Menzel's tomb in Berlin
The paintings which were available to the public garnered recognition not only within Germany, but from the French avant-garde as well: Edgar Degas admired and copied his work, calling him "the greatest living master",[8] and Louis Edmond Duranty wrote of his art:
"In a word, the man is everywhere independent, sincere, with sure vision, a decisive note that can sometimes be a little brutal....While being perfectly healthy he has the neurosis of truthfulness....The man who has measured with a compass the buttons on a uniform from the time of Frederick, when it is a matter of depicting a modern shoe, waistcoat, or coiffure, does not make them by approximations but totally, in their absolute form and without smallness of means. He puts there everything that is called for by the character (of the object). Free, large, and rapid in his drawing, no draftsman is as definitive as he".[9]

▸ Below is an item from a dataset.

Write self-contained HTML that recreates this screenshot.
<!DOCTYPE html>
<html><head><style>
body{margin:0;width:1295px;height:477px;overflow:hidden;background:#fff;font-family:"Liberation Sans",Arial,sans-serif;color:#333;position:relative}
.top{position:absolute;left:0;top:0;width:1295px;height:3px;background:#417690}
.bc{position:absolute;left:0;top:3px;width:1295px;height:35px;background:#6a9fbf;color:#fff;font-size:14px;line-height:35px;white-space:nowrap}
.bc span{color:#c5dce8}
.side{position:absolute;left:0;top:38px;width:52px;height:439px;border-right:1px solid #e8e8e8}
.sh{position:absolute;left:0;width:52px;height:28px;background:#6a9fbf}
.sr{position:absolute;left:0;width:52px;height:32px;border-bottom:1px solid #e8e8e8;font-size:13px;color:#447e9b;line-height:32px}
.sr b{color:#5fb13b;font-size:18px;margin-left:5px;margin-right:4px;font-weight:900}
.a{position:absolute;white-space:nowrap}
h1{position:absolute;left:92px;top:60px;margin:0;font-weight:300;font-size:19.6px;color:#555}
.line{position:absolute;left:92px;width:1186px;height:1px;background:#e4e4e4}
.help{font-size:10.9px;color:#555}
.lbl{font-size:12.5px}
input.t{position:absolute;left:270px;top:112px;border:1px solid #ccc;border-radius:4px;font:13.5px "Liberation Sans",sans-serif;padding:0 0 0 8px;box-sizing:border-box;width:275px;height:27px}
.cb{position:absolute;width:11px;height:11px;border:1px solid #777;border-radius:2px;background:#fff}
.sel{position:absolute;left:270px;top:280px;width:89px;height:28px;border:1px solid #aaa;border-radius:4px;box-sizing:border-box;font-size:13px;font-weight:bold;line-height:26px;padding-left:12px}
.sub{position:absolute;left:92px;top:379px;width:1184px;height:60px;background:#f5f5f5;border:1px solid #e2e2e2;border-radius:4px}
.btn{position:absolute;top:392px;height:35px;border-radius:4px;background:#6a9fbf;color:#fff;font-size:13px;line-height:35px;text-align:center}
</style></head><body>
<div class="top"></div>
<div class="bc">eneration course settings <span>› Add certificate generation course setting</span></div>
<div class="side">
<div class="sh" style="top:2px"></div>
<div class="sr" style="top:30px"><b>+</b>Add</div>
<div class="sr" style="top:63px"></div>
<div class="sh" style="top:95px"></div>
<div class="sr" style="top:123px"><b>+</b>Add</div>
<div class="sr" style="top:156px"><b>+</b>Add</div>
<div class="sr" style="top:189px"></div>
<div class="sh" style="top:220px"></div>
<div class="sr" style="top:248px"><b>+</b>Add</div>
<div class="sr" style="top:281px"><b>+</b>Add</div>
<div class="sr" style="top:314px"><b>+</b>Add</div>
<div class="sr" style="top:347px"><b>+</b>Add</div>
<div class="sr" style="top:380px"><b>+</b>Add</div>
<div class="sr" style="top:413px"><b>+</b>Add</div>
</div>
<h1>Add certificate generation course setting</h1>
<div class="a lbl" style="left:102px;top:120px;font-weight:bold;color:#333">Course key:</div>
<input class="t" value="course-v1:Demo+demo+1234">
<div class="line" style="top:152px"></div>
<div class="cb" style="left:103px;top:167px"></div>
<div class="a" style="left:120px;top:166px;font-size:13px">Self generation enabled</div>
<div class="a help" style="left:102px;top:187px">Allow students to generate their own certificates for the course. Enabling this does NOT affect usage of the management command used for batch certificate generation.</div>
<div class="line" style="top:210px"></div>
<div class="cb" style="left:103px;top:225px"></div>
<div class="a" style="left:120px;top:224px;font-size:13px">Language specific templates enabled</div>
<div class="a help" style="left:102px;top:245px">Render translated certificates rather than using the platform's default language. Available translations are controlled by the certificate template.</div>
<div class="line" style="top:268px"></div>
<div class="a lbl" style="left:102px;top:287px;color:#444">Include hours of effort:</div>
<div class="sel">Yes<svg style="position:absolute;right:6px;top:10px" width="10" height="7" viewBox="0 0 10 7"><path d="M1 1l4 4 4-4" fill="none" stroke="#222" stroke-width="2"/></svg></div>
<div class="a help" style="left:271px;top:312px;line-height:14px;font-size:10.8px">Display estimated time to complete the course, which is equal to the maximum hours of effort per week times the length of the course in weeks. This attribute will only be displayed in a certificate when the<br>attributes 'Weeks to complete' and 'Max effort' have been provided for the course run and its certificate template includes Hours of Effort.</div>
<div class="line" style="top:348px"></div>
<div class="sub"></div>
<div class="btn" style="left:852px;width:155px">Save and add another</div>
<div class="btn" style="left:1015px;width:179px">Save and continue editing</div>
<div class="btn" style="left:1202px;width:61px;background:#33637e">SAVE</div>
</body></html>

Notwithstanding Menzel's professed estrangement from others, his renown entailed social obligations, and in the 1880s the poet Jules Laforgue described him as "no taller than a cuirassier-guard's boot, bedecked with pendants and orders, not missing a single one of these parties, moving among all these personages like a gnome and like the greatest enfant terrible for the chronicler."[10] In Germany he received many honors, and in 1898 became the first painter to be admitted to the Order of the Black Eagle; by virtue of receiving the Order, Menzel was raised to the nobility, becoming "Adolph von Menzel". He was also made a member of the Académie des Beaux-Arts in Paris and the Royal Academy in London. After his death in 1905 in Berlin, his funeral arrangements were directed by the Kaiser, who walked behind his coffin.[11]